At this date, the worries and vexations which had accompanied the production of The Good-Natur’d Man had been more or less forgotten by its author; and, as they faded, Goldsmith’s old dreams of theatrical distinction returned. The sentimental snake, moreover, was not even scotched; and “genteel comedy”—that “mawkish drab of spurious breed,” as the opportunist Garrick came eventually to style it—had still its supporters: witness The West Indian of Cumberland, which had just been produced. Falling back on an earlier experience of his youth, the mistaking of squire Featherston’s house for an inn, Goldsmith set to work on a new comedy; and, after much rueful wandering in the lanes of Hendon and Edgware, “studying jests with the most tragical countenance,” Tony Lumpkin and his mother, Mr. Hardcastle and his daughter, were gradually brought into being, “to be tried in the manager’s fire.” The ordeal was to the full as severe as before. Colman accepted the play, and then delayed to produce it. His tardiness embarrassed the author so much that, at last, in despair, he transferred the piece to Garrick. But, here, Johnson interposed, and, though he could not induce Colman to believe in it, by the exercise “of a kind of force,” prevailed on him to bring it out.
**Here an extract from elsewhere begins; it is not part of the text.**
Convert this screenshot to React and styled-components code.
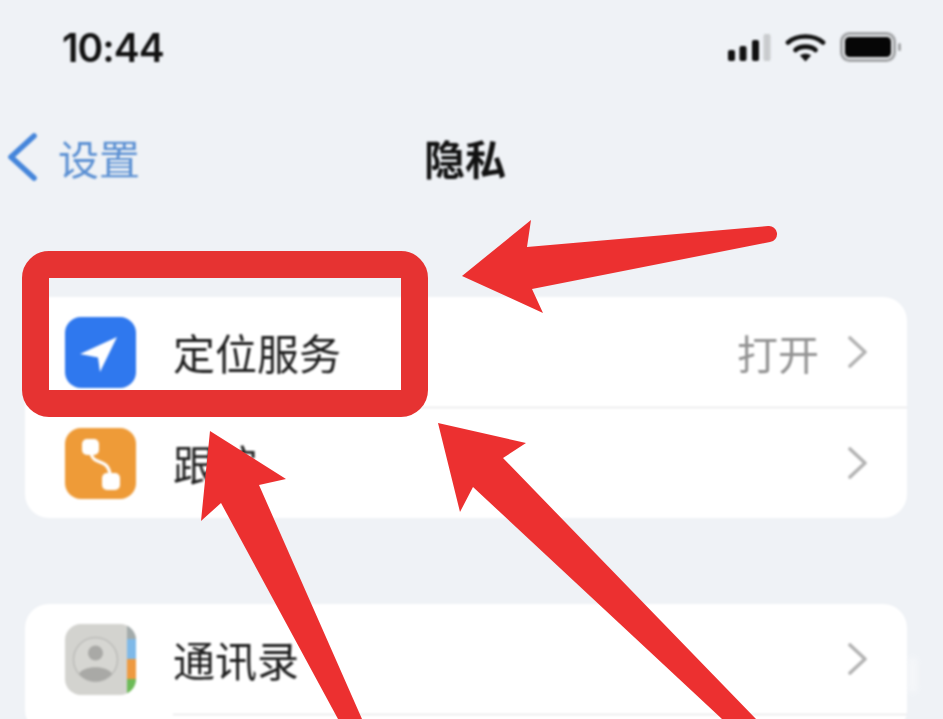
import React from 'react'
import styled, { createGlobalStyle } from 'styled-components'

const GlobalStyle = createGlobalStyle`
    html, body {
        margin: 0;
        padding: 0;
        background: #eff2f6;
    }
`;

const Page = styled.div`
    position: relative;
    width: 943px;
    height: 719px;
    overflow: hidden;
    background: #eff2f6;
    font-family: "Noto Sans CJK SC", "Liberation Sans", sans-serif;
    color: #1f1f1f;
`;

const Content = styled.div`
    filter: blur(0.8px);
`;

const StatusBar = styled.div`
    height: 94px;
    display: flex;
    align-items: center;
    justify-content: space-between;
    padding: 0 41px 0 62px;
    box-sizing: border-box;
`;

const Time = styled.span`
    font-family: Inter, "Liberation Sans", sans-serif;
    font-size: 39px;
    font-weight: 600;
    letter-spacing: -1px;
    color: #111;
`;

const NavBar = styled.div`
    height: 126px;
    display: flex;
    align-items: center;
    padding-left: 7px;
`;

const Back = styled.div`
    width: 417px;
    display: flex;
    align-items: center;
    gap: 21px;
    font-size: 41px;
    line-height: 48px;
    color: #5a8fd2;
`;

const Title = styled.h1`
    margin: 0;
    font-size: 41px;
    line-height: 48px;
    font-weight: 700;
    color: #111;
`;

const Card = styled.div`
    margin: ${(p) => p.$top}px 36px 0 25px;
    min-height: ${(p) => p.$minHeight || 0}px;
    background: #fff;
    border-radius: 24px;
    overflow: hidden;
`;

const Row = styled.div`
    height: ${(p) => (p.$divider ? 111 : 110)}px;
    display: flex;
    padding-left: 40px;
    box-sizing: border-box;
`;

const IconBox = styled.div`
    flex: none;
    align-self: center;
    width: 71px;
    height: 71px;
    margin-right: 37px;
    border-radius: 16px;
    overflow: hidden;
    background: ${(p) => p.$bg};
`;

const Body = styled.div`
    flex: 1;
    display: flex;
    align-items: center;
    justify-content: space-between;
    padding-right: 40px;
    border-bottom: ${(p) => (p.$divider ? '1px solid #dedee0' : 'none')};
`;

const Label = styled.span`
    font-size: 42px;
    line-height: 50px;
    color: #1e1e1e;
`;

const Right = styled.div`
    display: flex;
    align-items: center;
    gap: 29px;
`;

const Value = styled.span`
    font-size: 41px;
    line-height: 48px;
    color: #939393;
`;

const Highlight = styled.div`
    position: absolute;
    left: 22px;
    top: 251px;
    width: 406px;
    height: 166px;
    box-sizing: border-box;
    border: 27px solid #e63332;
    border-radius: 27px;
`;

const Arrows = styled.svg`
    position: absolute;
    left: 0;
    top: 0;
    filter: blur(0.4px);
`;

// the watermark is cut off and unreadable in the shot, only a pale smudge is left
const WatermarkSmudge = styled.div`
    position: absolute;
    left: 908px;
    top: 658px;
    width: 9px;
    height: 34px;
    background: #fff;
    opacity: 0.4;
    filter: blur(3px);
`;

const StatusIcons = styled.div`
    display: flex;
    align-items: center;
    gap: 14px;
`;

const Signal = () => (
  <svg width="43" height="30" viewBox="0 0 43 30">
    <rect x="0" y="18" width="7" height="11" rx="2" fill="#111" />
    <rect x="11.5" y="14" width="7" height="15" rx="2" fill="#111" />
    <rect x="24" y="8" width="7" height="21" rx="2" fill="#111" />
    <rect x="35.5" y="2" width="7" height="27" rx="2" fill="#c9cbce" />
  </svg>
);

const Wifi = () => (
  <svg width="41" height="30" viewBox="0 0 41 30" fill="none">
    <path d="M3 10.5 C 12 2.5, 29 2.5, 38 10.5" stroke="#111" strokeWidth="4.6" strokeLinecap="round" />
    <path d="M10.5 18 C 15 13.5, 26 13.5, 30.5 18" stroke="#111" strokeWidth="4.6" strokeLinecap="round" />
    <path d="M15 23.5 L20.5 29.5 L26 23.5 C 23 21, 18 21, 15 23.5 Z" fill="#111" />
  </svg>
);

const Battery = () => (
  <svg width="62" height="30" viewBox="0 0 62 30">
    <rect x="1.5" y="1.5" width="53" height="27" rx="8" fill="#e8eaec" stroke="#a4a6a8" strokeWidth="3" />
    <rect x="5" y="5" width="46" height="20" rx="4.5" fill="#060606" />
    <rect x="58" y="11" width="3" height="8" rx="1.5" fill="#a4a6a8" />
  </svg>
);

const BackChevron = () => (
  <svg width="30" height="48" viewBox="0 0 30 48" fill="none">
    <path d="M27 3 L4 24 L27 45" stroke="#4585da" strokeWidth="5.6" strokeLinecap="round" strokeLinejoin="round" />
  </svg>
);

const RowChevron = () => (
  <svg width="19" height="32" viewBox="0 0 19 32" fill="none">
    <path d="M2 2 L17 16 L2 30" stroke="#b3b3b3" strokeWidth="3.6" strokeLinecap="round" strokeLinejoin="round" />
  </svg>
);

const LocationGlyph = () => (
  <svg width="71" height="71" viewBox="0 0 71 71">
    <path d="M52 20 L15 37 L33 40.5 L35 55 Z" fill="#fff" />
  </svg>
);

const RouteGlyph = () => (
  <svg width="71" height="71" viewBox="0 0 71 71" fill="none">
    <rect x="17" y="11" width="17" height="16" rx="5" fill="#fff" />
    <rect x="37" y="45" width="18" height="17" rx="5" fill="#fff" />
    <path d="M26 25 C 28 38, 42 29, 45 46" stroke="#fff" strokeWidth="3.2" />
  </svg>
);

const ContactsGlyph = () => (
  <svg width="71" height="71" viewBox="0 0 71 71">
    <rect x="62" y="0" width="9" height="15" fill="#a3abab" />
    <rect x="62" y="15" width="9" height="20" fill="#7fb9e8" />
    <rect x="62" y="35" width="9" height="20" fill="#ee9a41" />
    <rect x="62" y="55" width="9" height="16" fill="#6dbb58" />
    <circle cx="30.5" cy="35.5" r="22" fill="#d6d6d2" stroke="#bcbcb9" strokeWidth="1.5" />
    <circle cx="30.5" cy="29" r="7.5" fill="#a9a9a6" />
    <path d="M14 50 C 18 41, 43 41, 47 50 C 38 60, 23 60, 14 50 Z" fill="#a9a9a6" />
  </svg>
);

const App = () => {
  return (
    <Page>
      <GlobalStyle />
      <Content>
        <StatusBar>
          <Time>10:44</Time>
          <StatusIcons>
            <Signal />
            <Wifi />
            <Battery />
          </StatusIcons>
        </StatusBar>
        <NavBar>
          <Back>
            <BackChevron />
            <span>设置</span>
          </Back>
          <Title>隐私</Title>
        </NavBar>
        <Card $top={77}>
          <Row $divider>
            <IconBox $bg="#2f78ee"><LocationGlyph /></IconBox>
            <Body $divider>
              <Label>定位服务</Label>
              <Right>
                <Value>打开</Value>
                <RowChevron />
              </Right>
            </Body>
          </Row>
          <Row>
            <IconBox $bg="#ee9b38"><RouteGlyph /></IconBox>
            <Body>
              <Label>跟踪</Label>
              <Right>
                <RowChevron />
              </Right>
            </Body>
          </Row>
        </Card>
        <Card $top={86} $minHeight={130}>
          <Row $divider>
            <IconBox $bg="#d3d3cf"><ContactsGlyph /></IconBox>
            <Body $divider>
              <Label>通讯录</Label>
              <Right>
                <RowChevron />
              </Right>
            </Body>
          </Row>
        </Card>
      </Content>
      <WatermarkSmudge />
      <Highlight />
      <Arrows width="943" height="719" viewBox="0 0 943 719">
        <path
          d="M462 276 L531 220 L527 247 L768 226 A8 8 0 0 1 770 242 L532 289 L543 313 Z"
          fill="#ec3030"
        />
        <path d="M210 431 L286 479 L259 485 L362 719 L338 719 L221 503 L201 521 Z" fill="#ec3030" />
        <path d="M438 423 L526 443 L503 458 L756 719 L722 719 L473 487 L460 512 Z" fill="#ec3030" />
      </Arrows>
    </Page>
  )
}

export default App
Finally, after it had been read to “the Club,” in January, 1773, under its first title The Old House, a New Inn, and, assisted to some extent by Foote’s clever anti-sentimental puppet-show Piety in Pattens; or, the Handsome Housemaid, it was produced at Covent garden on 15 March, 1773, as She Stoops to Conquer; or, the Mistakes of a Night. When on the boards, supported by the suffrages of the author’s friends, and enthusiastically welcomed by the public, the play easily triumphed over a caballing manager and a lukewarm company, and, thus, one of the best modern comedies was at once lifted to an eminence from which it has never since been deposed. It brought the author four or five hundred pounds, and would have brought him more by its sale in book form, had he not, in a moment of depression, handed over the copyright to Newbery, in discharge of a debt. But he inscribed the play to Johnson, in one of those dedications which, more, perhaps, than elsewhere, vindicate his claim to the praise of having touched nothing that he did not adorn.